L’itinérance en région est d’ailleurs encore moins visible que dans les grands centres. «Les régions sont des plaques tournantes pour les SDF. Un itinérant arrive ici et utilise les ressources jusqu’à épuisement, puis il part vers une autre ville du Québec. On le voit rarement à même la rue, pourtant il est SDF. Parfois, il réussit aussi à se créer un cercle d’amis qui va l’héberger pendant un temps», a-t-il ajouté. Si on les voit moins dans les rues, c’est aussi parce que les mendiants n’ont pas d’endroit assez passant où s’installer et qu’ils se font repérer plus rapidement par les policiers, puisqu’il est interdit de quémander de l’argent.

Les sans-abris laissés de côté

«Pourquoi les itinérants sont-ils plus laissés à eux-mêmes et mis de côté par la société?». À cette question de L’Express, M. Boisvert répond : «C’est à cause de la société qui tend vers l’individualisme. C’est un problème que l’on ne veut pas voir, car on ne veut que du beau». Le constat est que la société déshumanise les itinérants «au profit du beau».

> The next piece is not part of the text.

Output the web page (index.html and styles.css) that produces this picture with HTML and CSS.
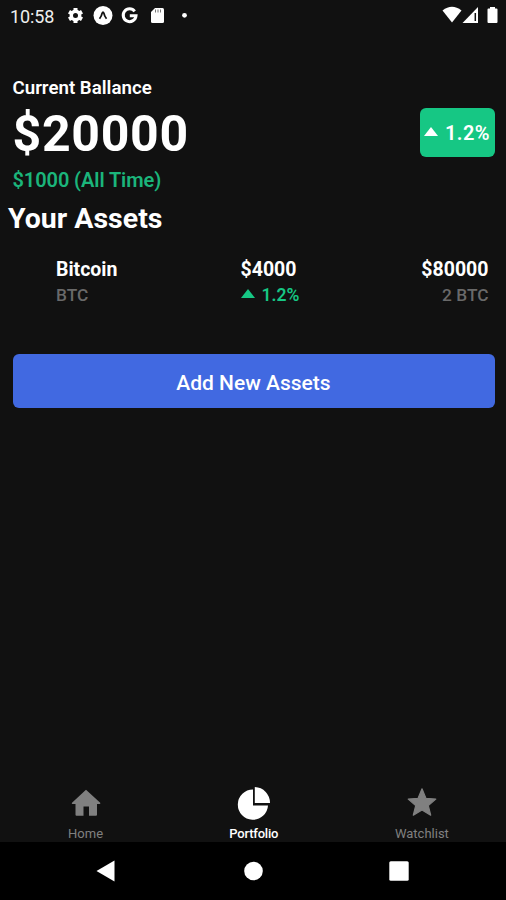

«Plusieurs règlements existent maintenant pour stigmatiser les sans-abris. Prenez par exemple la loi qui interdit le flânage dans les parcs. À qui s’adresse ce règlement? Si je bois un café, assis sur un banc de parc, aucun policier ne va me donner de contravention. À l’inverse, si une personne, à l’allure itinérante, s’installe sur ce même banc, il se fera probablement dire de quitter le parc puisqu’il n’a pas le droit de flâner», constate M. Boisvert. «Comment peuvent-ils se sentir conformes à la société si l’on criminalise leur mode de vie?», s’interroge le professeur.

Une problématique en constante évolution

Ce sont de plus en plus de jeunes qui se retrouvent à la rue et le type de consommation chez ces gens a beaucoup changé depuis les dernières années. «Les jeunes se promènent souvent en gang et ils portent des vêtements typiques, donc ça ne paraît pas qu’ils sont des sans-abris. Ils ont tendance aussi à consommer de la drogue bon marché, de type pilule, et qui donne un high pendant plusieurs heures. Sauf que ces drogues sont très dommageables et l’on voit une augmentation du nombre de problèmes de santé mentale apparaître chez les consommateurs», explique M. Boisvert. En résumé, si la situation de l’itinérance est de moins en moins visible, les problématiques, elles, s’alourdissent. L’enseignant observe également que cette réalité a amené les organismes à se transformer. Si certaines étaient spécialisées en itinérance et d’autres en santé mentale, elles sont maintenant contraintes de revoir leur offre de service pour répondre aux besoins urgents de la clientèle.

Une expérience unique    

Dans le cadre d’un des cours qu’il donne à des élèves en techniques d’intervention en délinquance, le professeur Boisvert a demandé à ceux-ci de se mettre dans la peau d’un itinérant. La cinquantaine d’élèves a donc arpenté les rues de Drummondville, habillée avec des vêtements défraîchis, pour comprendre la réalité que vivent quotidiennement les SDF.

«Je veux que mes élèves développent leur empathie à l’égard de ces gens et qu’ils comprennent mieux la manière dont les itinérants sont traités par la société», a-t-il expliqué. Ce projet éducatif a été suivi et documenté par L’Express.